I am a little bit confused. Suppose that at the beginning, for an address line, all threads except thread 1 are at S state and thread 1 is at I state. And then, thread 1 upgrades to E state. So, at this time, what are the states for other threads after BusRd?

Then, if some threads want to read the memory (E state in thread 1), what are the processors and bus transactions?

pslui88

MESI is an invalidation protocol that builds upon MSI. It is pretty much the same except that there is a new state E, for exclusive, that a cache line can be in. This Exclusive state means the line has not yet been modified (written to), but it is in the only cache that has a copy of this line. This improves performance because previously in MSI, there were two bus transactions for every read quickly followed by a write to the same address, which is a common occurrence. The first was a read, triggering a BusRd to move from state Invalid to Shared, and the second was a write, triggering a BusRdX to move from Shared to Modified. This Exclusive state is essentially a special case of the Shared state. Instead of being lumped into Shared state which means 1 or more cache lines have this data available read-only, Exclusive state means just 1 cache line is like this.

itoen

@Nian I think it's not possible for the cache C servicing thread 1 to upgrade from I to E state, because E state requires that it must be the only cache that has a copy of the line. Once you have other cache's with the same line in S state, the original cache C no longer has "exclusive clean" ownership.
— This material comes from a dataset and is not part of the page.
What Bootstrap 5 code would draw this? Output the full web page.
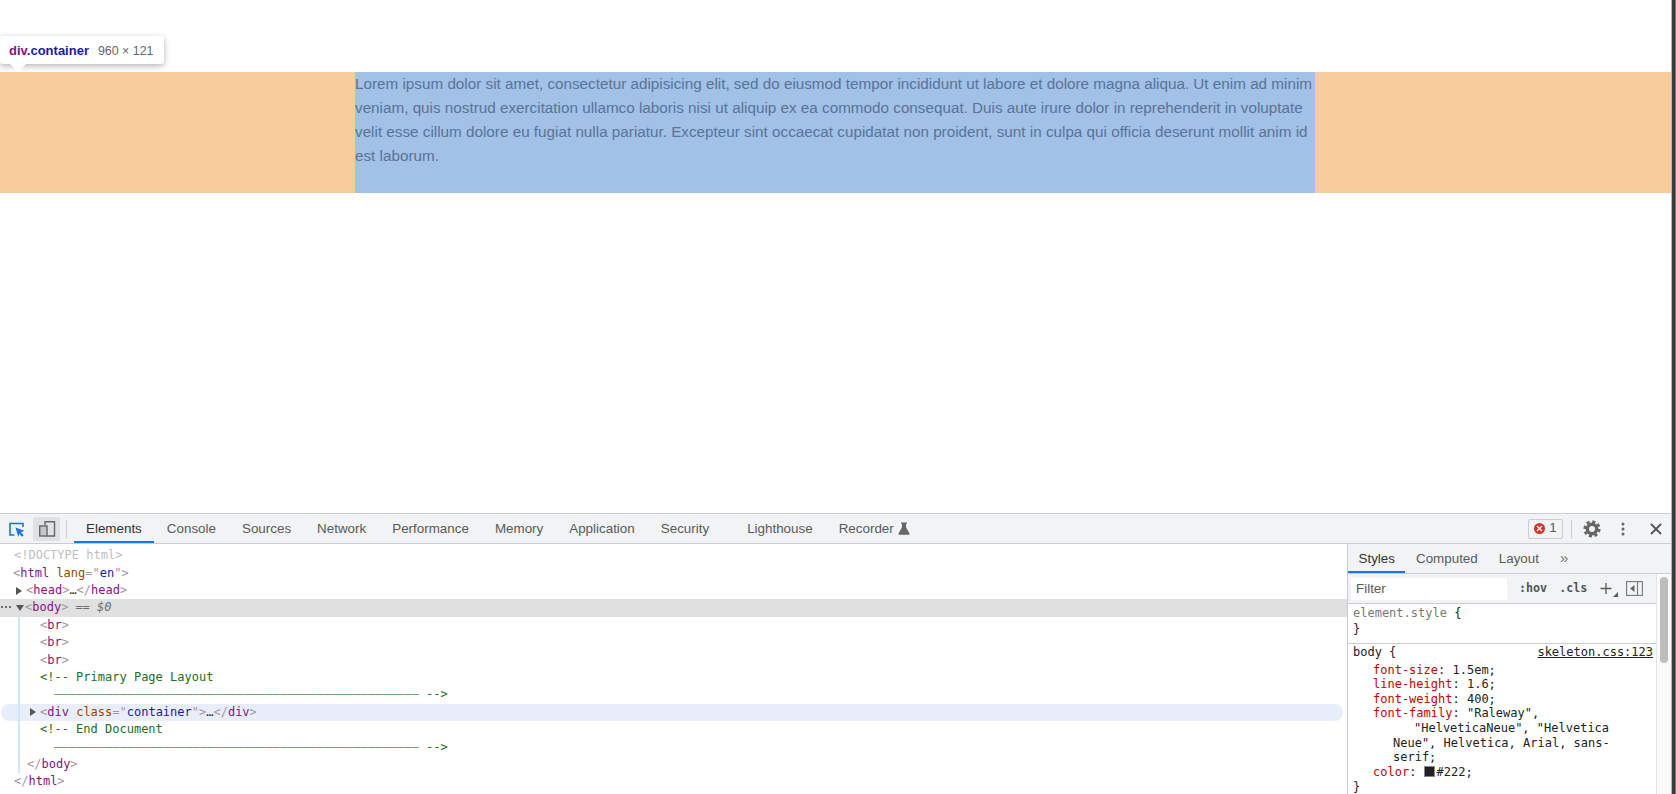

If you go to slide 35, you can see that if that cache line needs to be brought into another cache, then a BusRd request is sent on the bus, which will change the cache line of the previous line (in E-state) and the new line (previously in I-state) both to S-state.

jgrace

A point made about MSI is that, since processors are sharing data, there are more cache hits and communication costs. MESI helps reduce this issue with the extra E state because there is no need for an extra bus transaction moving from E to M since no other cache has that in its line.

tp

To clarify, a processor doesn't explicitly ask to be put into the shared or exclusive states, right? The bus automatically puts a processor into one of the two states when it performs a read depending on whether or not any other processors are currently reading the same data?

kayvonf

@tp. I'd like you to think of it as each cache controlling its own state by carrying out the state machine defined by the coherence protocol. (See MSI in the previous slides or MESI here.) Changes in state occur when the local processor makes LD/ST requests to the cache, or the cache received coherence messages other caches announcing their own state changes.

In other words, the caches cooperates to maintain memory coherence by independently carrying out the coherence protocol.